Comcast/AP article: The judgment is harsh in a new poll that finds Americans worried about the government taking over health insurance, cutting off treatment to the elderly and giving coverage to illegal immigrants. Harsh, but not based on facts.
Me: That's a judgement in itself. I personally am not privy to all the things being discussed behind closed doors in Washington by those who are pushing this through. Just 'cause something is not spelled out in a Bill doesn't mean it's not being discussed, ready to be added later, etc., etc. The proper wording might be "Harsh, but not NECESSARILY..." or "Harsh, but currently not spelled out in any of the written versions..."
Comcast / AP: President Barack Obama's lack of a detailed plan for overhauling health care is letting critics fill in the blanks in the public's mind. In reality, Washington is not working on "death panels" or nationalization of health care.
Me: How does this reporter KNOW what's being done in Washington when those who are putting the Bill together can't specify what's in it? I would beg to disagree re: "nationalization of health care". If the government has a public option, there just isn't any way that it won't end up putting private health care in a tail spin that ultimately results in the nationalization of health care. The Bills currently being worked on don't say "nationalization", but it'll be the end result. Again, the reporter is making a judgement.

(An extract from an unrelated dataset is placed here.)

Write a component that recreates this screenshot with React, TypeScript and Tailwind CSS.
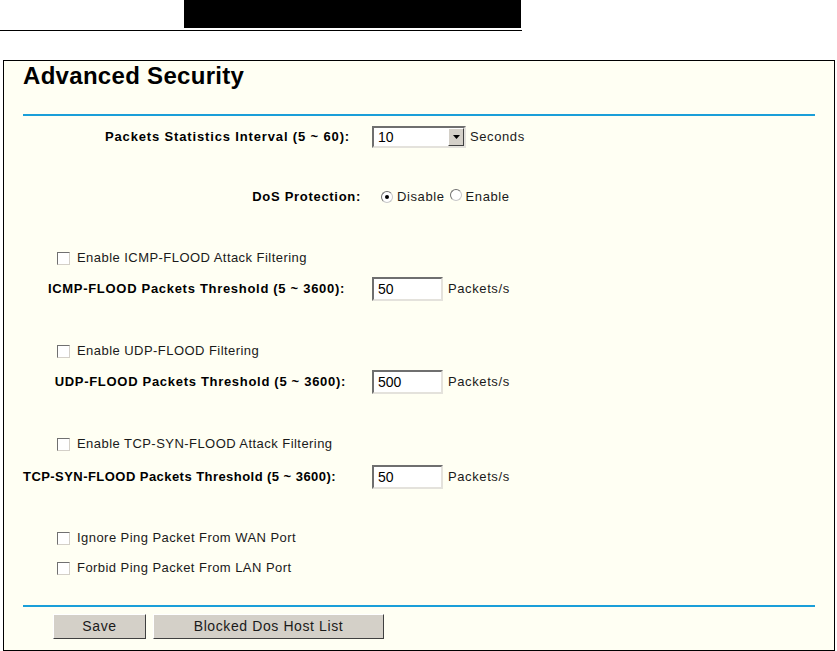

Comcast / AP: Republican Sen. Johnny Isakson of Georgia, who has been a proponent of coverage for end-of-life counseling under Medicare, said such sessions are a voluntary benefit, strictly between doctor and patient, and it was "nuts" to think death panels are looming or euthanasia is part of the equation.

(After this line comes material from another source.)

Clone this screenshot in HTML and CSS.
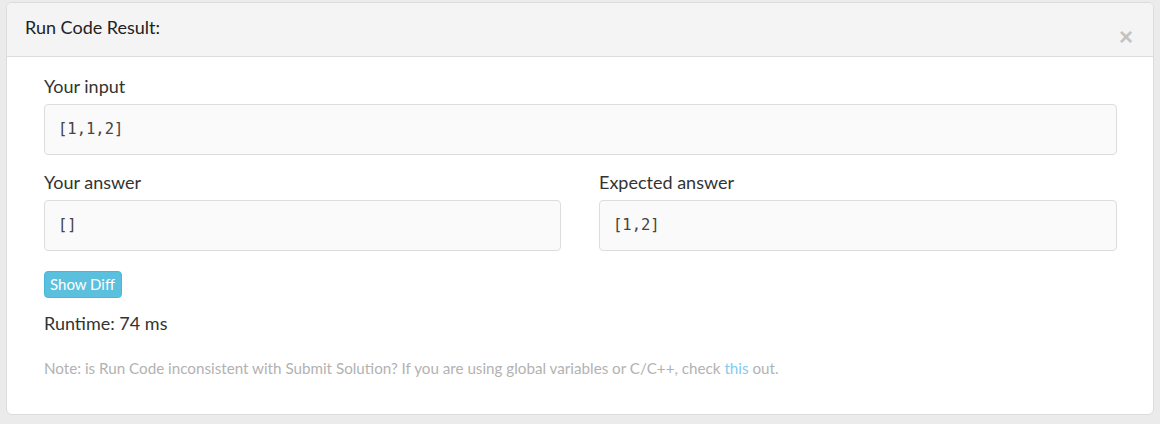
FILE: index.html
```html
<!DOCTYPE html>
<html>
<head>
<meta charset="utf-8">
<link rel="stylesheet" href="styles.css">
</head>
<body>
<div class="panel">
  <div class="panel-header">
    <h4 class="title">Run Code Result:</h4>
    <span class="close">&times;</span>
  </div>
  <div class="panel-body">
    <div class="field">
      <div class="label">Your input</div>
      <div class="box">[1,1,2]</div>
    </div>
    <div class="row">
      <div class="field">
        <div class="label">Your answer</div>
        <div class="box">[]</div>
      </div>
      <div class="field">
        <div class="label">Expected answer</div>
        <div class="box">[1,2]</div>
      </div>
    </div>
    <button class="btn-diff">Show Diff</button>
    <div class="runtime">Runtime: 74 ms</div>
    <div class="note">Note: is Run Code inconsistent with Submit Solution? If you are using global variables or C/C++, check <a href="#">this</a> out.</div>
  </div>
</div>
</body>
</html>
```
FILE: styles.css
```css
html, body {
  margin: 0;
  padding: 0;
  background: #ebebeb;
}
body {
  padding: 2px 6px 0 6px;
  font-family: Lato, "Open Sans", sans-serif;
  color: #333;
}
.panel {
  width: 1148px;
  height: 413px;
  box-sizing: border-box;
  background: #fff;
  border: 1px solid #dcdcdc;
  border-radius: 6px;
  overflow: hidden;
}
.panel-header {
  height: 53px;
  background: #f4f4f4;
  border-bottom: 1px solid #dcdcdc;
  display: flex;
  justify-content: space-between;
  padding: 0 20px 0 18px;
}
.title {
  margin: 0;
  font-size: 18px;
  font-weight: 400;
  line-height: 20px;
  padding-top: 14px;
  color: #222;
}
.close {
  font-size: 24px;
  line-height: 24px;
  font-weight: 700;
  color: #c3c3c3;
  padding-top: 22px;
  font-family: "Liberation Sans", Arial, sans-serif;
}
.panel-body {
  padding: 19px 36px 0 37px;
}
.label {
  font-size: 18px;
  line-height: 20px;
  margin-bottom: 8px;
}
.box {
  height: 51px;
  box-sizing: border-box;
  background: #fafafa;
  border: 1px solid #dddddd;
  border-radius: 4px;
  padding: 0 13px;
  font-family: "DejaVu Sans Mono", monospace;
  font-size: 15.5px;
  line-height: 49px;
  color: #444;
}
.row {
  display: grid;
  grid-template-columns: 517px 1fr;
  gap: 38px;
  margin-top: 17px;
}
.btn-diff {
  margin-top: 20px;
  display: block;
  height: 27px;
  padding: 0 6px 0 5px;
  background: #5bc0de;
  border: 1px solid #46b8da;
  border-radius: 4px;
  color: #fff;
  font-family: Lato, sans-serif;
  font-size: 15px;
  line-height: 25px;
}
.runtime {
  font-size: 18px;
  line-height: 20px;
  margin-top: 15px;
}
.note {
  margin-top: 25px;
  font-size: 15.2px;
  line-height: 20px;
  color: #b2b2b2;
}
.note a {
  color: #80ccf0;
  text-decoration: none;
}
```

Me: Johnny Isakson has NOT been a proponent of end-of-life counseling. Here's Johnny Isakson in his own words after Obama linked him like the reporter continues to do... "U.S. Senator Johnny Isakson, R-Ga., today denounced comments made by President Obama and his spokesman regarding Isakson’s alleged connection to language contained in the House health care bill on “end-of-life counseling... Isakson vehemently opposes the House and Senate health care bills and he played no role in drafting language added to the House bill by House Democrats calling for the government to incentivize doctors by offering them money to conduct “end-of-life counseling” (read his entire statement here: http://www.georgiafrontpage.com/politics/isakson/09/8-11-09_flawed-health-bill.html)
Anywaze, I hafta get to work, can't take time to debunk the entire article. It's not a news article, it's propaganda. It's the view of someone who's pro-Obama, pro-Obamacare and they took a few isolated items and strung an article together to try and help Obama sway the public.

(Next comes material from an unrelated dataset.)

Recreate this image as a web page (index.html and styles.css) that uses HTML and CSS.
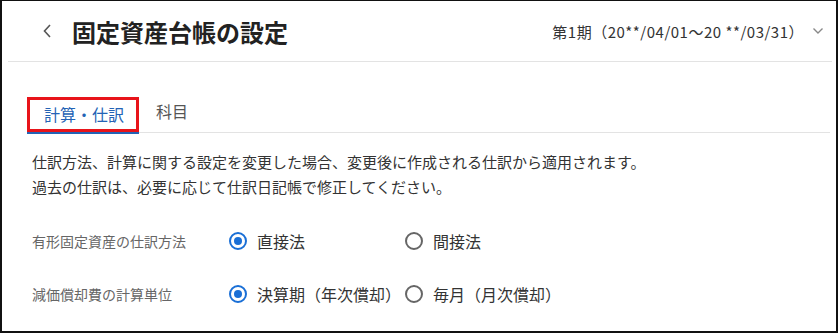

I've been writing news articles, public relations and media articles and blogs for years. I know the difference. I also know how to write a "news" article that promotes a viewpoint and how to write one that is vanilla, no bias.
Blogs, like this one, are for opinions. Yes, they're often news and they're often laced with facts, but they give one the opportunity to stray into thoughts, personal viewpoints and have a bit of fun. Headline stories like the one above that Comcast chose as their main story belong in a blog, not on the front page as "news".